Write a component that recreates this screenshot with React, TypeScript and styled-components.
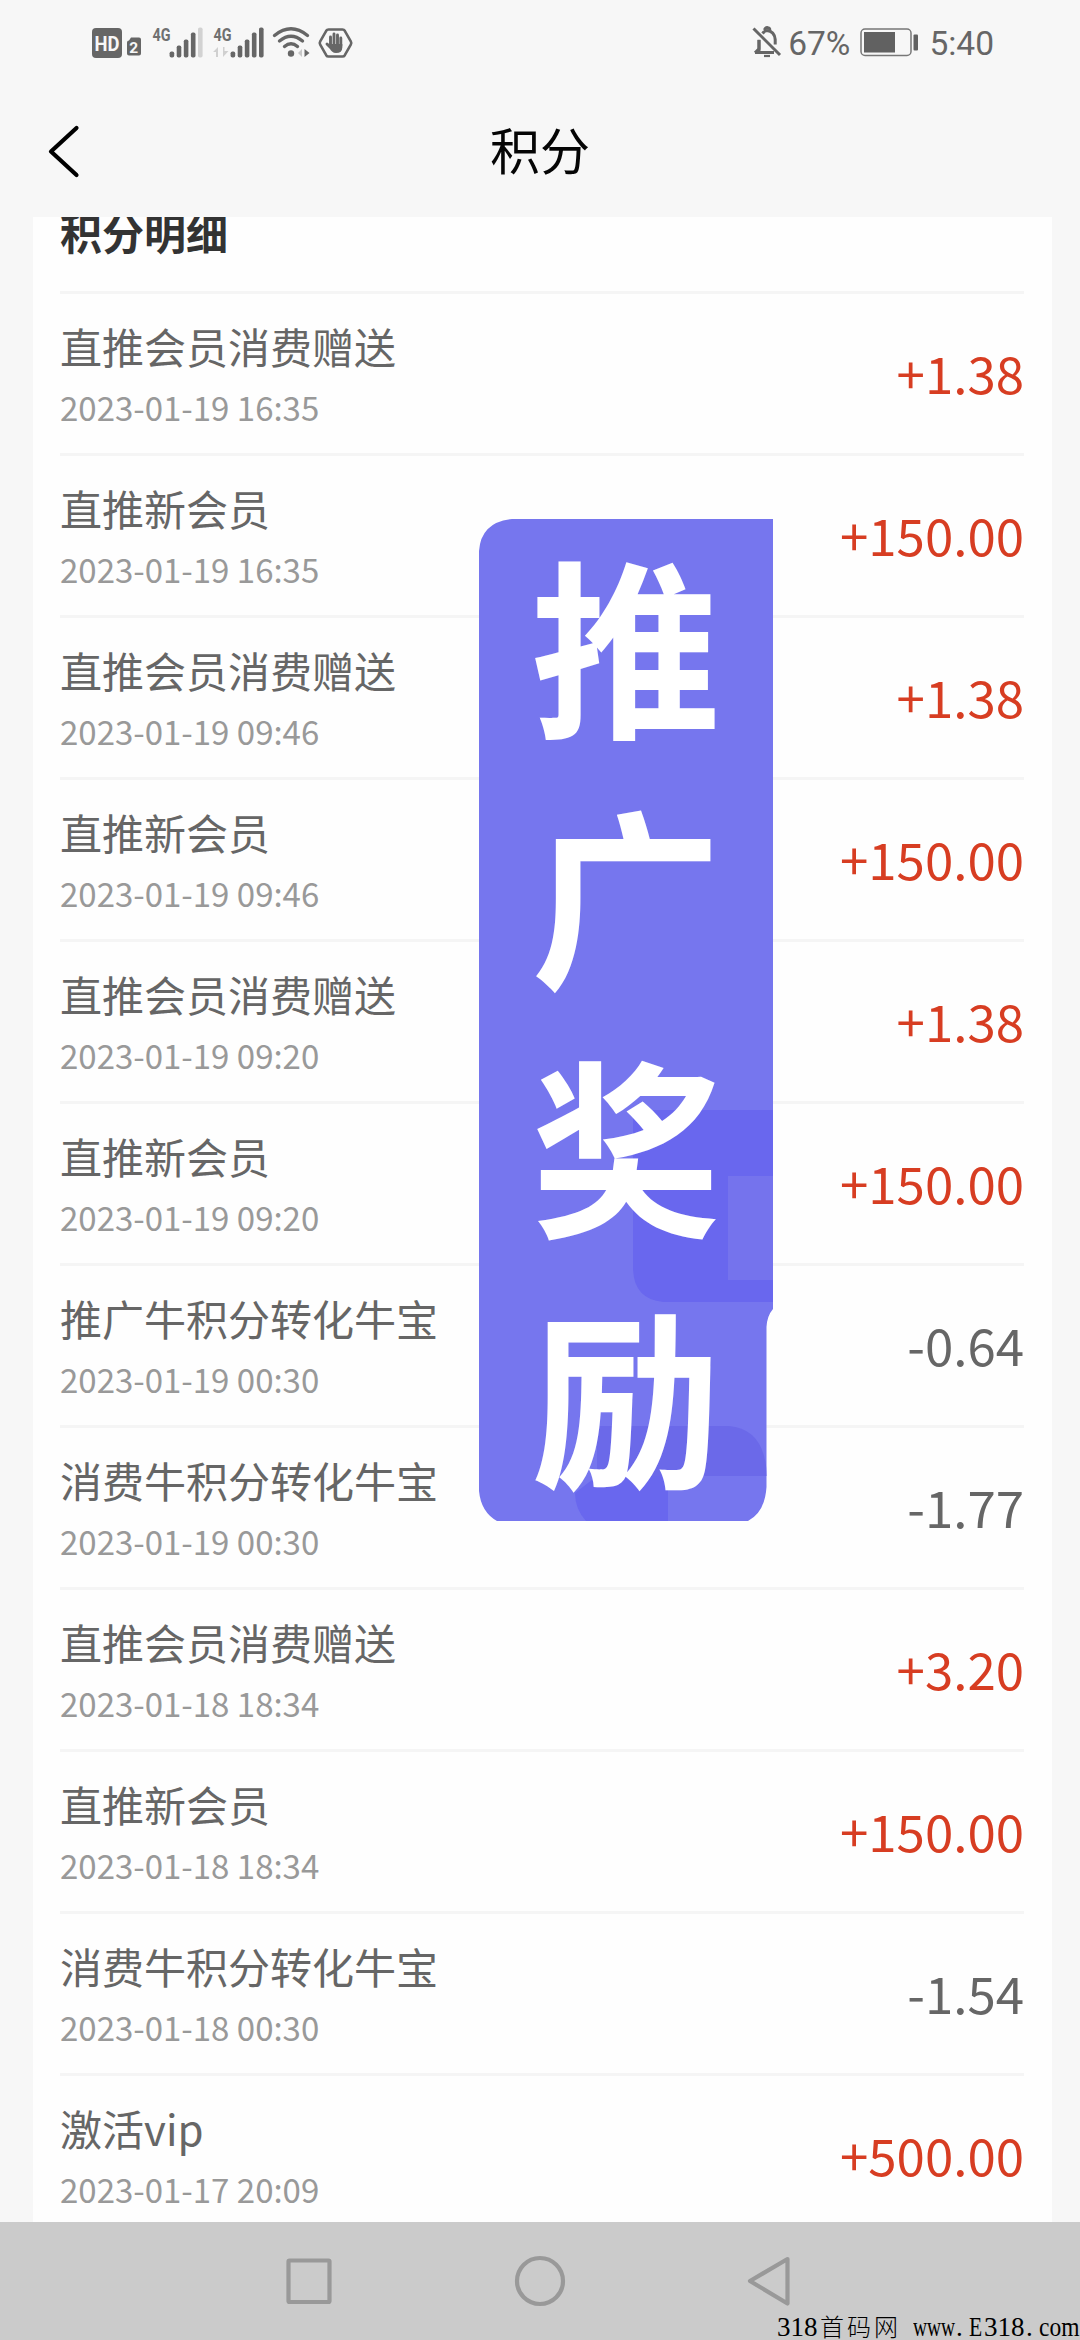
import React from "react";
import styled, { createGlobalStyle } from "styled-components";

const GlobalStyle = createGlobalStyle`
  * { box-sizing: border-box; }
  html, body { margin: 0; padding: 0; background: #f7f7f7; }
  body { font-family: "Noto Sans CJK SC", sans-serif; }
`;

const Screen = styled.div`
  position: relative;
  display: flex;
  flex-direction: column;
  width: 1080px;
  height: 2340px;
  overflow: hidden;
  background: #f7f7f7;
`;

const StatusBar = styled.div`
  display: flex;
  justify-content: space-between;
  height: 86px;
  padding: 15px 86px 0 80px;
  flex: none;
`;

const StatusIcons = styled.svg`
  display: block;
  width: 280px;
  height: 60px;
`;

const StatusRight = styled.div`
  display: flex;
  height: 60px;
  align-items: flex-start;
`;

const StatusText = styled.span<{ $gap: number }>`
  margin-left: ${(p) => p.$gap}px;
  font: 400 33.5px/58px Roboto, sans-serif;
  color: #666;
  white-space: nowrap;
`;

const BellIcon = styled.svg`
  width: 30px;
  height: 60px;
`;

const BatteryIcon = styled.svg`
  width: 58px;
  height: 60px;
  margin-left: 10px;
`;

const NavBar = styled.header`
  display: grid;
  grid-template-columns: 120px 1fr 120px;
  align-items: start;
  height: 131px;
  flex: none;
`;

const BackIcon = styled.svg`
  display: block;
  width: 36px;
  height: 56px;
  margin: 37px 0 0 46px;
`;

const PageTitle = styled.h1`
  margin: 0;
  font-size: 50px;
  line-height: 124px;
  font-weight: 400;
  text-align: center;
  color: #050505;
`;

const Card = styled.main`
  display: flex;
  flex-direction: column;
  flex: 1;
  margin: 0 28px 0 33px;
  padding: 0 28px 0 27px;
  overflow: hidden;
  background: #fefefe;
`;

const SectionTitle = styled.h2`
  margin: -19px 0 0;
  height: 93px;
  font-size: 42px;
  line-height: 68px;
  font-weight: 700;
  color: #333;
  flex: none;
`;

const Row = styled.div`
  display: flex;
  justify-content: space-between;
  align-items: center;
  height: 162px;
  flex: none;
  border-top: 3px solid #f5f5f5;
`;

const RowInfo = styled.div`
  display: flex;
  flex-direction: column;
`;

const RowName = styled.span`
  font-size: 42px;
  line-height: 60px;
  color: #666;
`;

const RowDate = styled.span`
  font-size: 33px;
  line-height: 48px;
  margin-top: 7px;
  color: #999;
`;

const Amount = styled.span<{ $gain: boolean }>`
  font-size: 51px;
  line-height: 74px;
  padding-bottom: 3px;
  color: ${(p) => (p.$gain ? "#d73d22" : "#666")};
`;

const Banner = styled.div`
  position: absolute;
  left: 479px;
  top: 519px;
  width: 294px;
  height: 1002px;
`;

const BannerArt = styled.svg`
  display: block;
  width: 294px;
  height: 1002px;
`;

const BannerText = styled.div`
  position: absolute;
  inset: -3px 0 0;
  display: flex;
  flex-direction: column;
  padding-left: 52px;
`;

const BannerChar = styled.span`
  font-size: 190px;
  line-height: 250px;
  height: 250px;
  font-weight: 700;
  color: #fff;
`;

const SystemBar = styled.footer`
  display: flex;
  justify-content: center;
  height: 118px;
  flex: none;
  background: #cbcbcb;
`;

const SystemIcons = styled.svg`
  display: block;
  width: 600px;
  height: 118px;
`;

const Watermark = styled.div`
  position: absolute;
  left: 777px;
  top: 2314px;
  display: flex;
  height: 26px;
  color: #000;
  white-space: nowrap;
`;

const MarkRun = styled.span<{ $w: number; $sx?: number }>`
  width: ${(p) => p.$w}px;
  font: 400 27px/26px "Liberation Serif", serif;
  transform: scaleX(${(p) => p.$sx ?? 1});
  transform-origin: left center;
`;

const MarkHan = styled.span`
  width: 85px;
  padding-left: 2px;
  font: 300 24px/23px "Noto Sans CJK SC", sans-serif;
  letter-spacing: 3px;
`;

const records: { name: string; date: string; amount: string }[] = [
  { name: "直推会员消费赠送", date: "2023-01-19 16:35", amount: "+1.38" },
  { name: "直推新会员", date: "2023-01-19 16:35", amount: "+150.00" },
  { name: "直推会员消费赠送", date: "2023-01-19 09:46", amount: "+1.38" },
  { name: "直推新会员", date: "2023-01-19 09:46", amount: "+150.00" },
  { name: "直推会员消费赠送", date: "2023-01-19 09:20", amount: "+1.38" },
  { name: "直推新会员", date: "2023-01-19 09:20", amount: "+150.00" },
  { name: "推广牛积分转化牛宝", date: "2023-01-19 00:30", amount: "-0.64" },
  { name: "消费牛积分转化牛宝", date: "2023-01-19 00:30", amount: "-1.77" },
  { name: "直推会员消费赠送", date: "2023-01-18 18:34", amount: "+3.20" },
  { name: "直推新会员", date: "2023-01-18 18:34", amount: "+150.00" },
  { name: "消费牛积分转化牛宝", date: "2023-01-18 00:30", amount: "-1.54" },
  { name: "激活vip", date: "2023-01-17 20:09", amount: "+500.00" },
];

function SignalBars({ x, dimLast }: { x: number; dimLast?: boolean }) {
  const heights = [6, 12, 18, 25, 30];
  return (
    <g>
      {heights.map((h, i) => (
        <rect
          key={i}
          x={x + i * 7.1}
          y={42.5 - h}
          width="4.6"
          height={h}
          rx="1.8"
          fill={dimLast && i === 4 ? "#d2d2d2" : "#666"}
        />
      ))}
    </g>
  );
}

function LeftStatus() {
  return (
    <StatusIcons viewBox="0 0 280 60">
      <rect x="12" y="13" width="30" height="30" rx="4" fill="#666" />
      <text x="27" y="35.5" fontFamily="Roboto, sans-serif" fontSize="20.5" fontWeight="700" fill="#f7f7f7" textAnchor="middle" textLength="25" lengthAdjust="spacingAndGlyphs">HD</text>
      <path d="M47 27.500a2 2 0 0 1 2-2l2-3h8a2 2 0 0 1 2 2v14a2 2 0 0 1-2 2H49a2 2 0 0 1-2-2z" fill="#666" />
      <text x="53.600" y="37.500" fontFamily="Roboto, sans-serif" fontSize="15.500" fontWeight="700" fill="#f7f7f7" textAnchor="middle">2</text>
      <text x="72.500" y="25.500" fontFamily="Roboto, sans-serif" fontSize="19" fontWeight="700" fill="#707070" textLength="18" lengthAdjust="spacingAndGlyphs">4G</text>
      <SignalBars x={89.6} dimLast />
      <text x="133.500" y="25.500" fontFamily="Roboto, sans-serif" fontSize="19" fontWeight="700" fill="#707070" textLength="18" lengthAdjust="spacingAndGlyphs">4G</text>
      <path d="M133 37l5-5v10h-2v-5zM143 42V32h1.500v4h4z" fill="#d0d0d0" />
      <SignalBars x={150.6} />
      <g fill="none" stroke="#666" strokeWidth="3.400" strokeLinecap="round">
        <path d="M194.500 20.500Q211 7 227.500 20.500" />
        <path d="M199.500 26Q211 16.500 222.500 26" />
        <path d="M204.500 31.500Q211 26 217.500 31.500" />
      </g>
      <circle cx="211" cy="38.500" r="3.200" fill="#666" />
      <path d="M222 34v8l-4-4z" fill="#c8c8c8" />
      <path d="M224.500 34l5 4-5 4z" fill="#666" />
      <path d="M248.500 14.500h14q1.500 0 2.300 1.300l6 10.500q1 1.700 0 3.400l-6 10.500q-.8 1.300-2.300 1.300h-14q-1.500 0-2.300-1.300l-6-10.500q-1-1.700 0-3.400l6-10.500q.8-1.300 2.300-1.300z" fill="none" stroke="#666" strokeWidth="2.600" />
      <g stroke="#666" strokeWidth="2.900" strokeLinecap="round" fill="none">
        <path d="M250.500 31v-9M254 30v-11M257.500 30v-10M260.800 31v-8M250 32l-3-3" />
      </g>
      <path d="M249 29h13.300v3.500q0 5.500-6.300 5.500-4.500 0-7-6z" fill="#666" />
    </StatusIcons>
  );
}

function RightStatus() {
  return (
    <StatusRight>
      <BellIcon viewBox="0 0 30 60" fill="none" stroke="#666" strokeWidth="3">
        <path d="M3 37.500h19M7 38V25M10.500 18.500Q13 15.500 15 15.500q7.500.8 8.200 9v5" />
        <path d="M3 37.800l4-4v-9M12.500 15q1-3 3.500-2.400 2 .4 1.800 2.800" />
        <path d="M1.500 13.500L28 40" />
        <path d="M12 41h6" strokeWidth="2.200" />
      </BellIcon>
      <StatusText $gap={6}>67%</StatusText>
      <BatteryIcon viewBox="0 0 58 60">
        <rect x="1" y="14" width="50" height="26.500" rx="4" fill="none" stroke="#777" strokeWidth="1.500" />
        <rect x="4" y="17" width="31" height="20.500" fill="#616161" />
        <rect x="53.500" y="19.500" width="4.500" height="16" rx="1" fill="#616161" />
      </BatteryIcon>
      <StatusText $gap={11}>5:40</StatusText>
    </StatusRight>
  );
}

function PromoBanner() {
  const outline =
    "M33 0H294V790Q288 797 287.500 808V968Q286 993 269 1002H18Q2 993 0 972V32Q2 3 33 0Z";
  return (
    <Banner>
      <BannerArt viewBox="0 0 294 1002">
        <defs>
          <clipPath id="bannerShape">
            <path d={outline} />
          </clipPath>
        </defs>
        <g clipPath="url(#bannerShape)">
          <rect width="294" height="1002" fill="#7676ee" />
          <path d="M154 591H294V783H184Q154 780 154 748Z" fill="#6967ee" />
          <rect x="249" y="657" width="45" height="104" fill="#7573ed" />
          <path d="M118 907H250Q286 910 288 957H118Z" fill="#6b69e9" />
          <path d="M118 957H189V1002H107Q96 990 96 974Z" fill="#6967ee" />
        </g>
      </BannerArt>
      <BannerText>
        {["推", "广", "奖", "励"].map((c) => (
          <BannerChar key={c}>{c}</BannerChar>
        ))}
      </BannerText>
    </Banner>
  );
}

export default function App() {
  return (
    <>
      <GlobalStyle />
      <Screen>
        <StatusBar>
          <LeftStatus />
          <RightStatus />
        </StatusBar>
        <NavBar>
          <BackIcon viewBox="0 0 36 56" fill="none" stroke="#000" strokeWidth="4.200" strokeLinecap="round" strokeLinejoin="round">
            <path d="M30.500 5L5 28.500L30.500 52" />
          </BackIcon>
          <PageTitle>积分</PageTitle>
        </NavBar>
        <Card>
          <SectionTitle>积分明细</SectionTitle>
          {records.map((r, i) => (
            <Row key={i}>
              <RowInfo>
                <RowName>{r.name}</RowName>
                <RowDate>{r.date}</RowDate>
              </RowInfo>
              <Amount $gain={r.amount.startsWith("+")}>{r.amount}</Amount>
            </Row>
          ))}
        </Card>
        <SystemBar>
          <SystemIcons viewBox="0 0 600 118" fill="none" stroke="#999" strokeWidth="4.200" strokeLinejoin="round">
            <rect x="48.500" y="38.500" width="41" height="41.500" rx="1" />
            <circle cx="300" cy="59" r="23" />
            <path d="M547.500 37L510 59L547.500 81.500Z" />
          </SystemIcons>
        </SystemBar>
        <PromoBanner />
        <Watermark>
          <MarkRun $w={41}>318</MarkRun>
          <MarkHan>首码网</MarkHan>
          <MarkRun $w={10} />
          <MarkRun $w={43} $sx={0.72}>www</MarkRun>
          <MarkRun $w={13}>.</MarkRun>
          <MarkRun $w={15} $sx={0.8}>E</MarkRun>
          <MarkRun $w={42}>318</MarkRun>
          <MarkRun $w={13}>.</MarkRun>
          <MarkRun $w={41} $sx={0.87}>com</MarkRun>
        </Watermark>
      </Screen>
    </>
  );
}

***

■ Prompt: Report the number of lines in the listing above that include the word "React", and nothing else.

■ Answer to this exercise: 2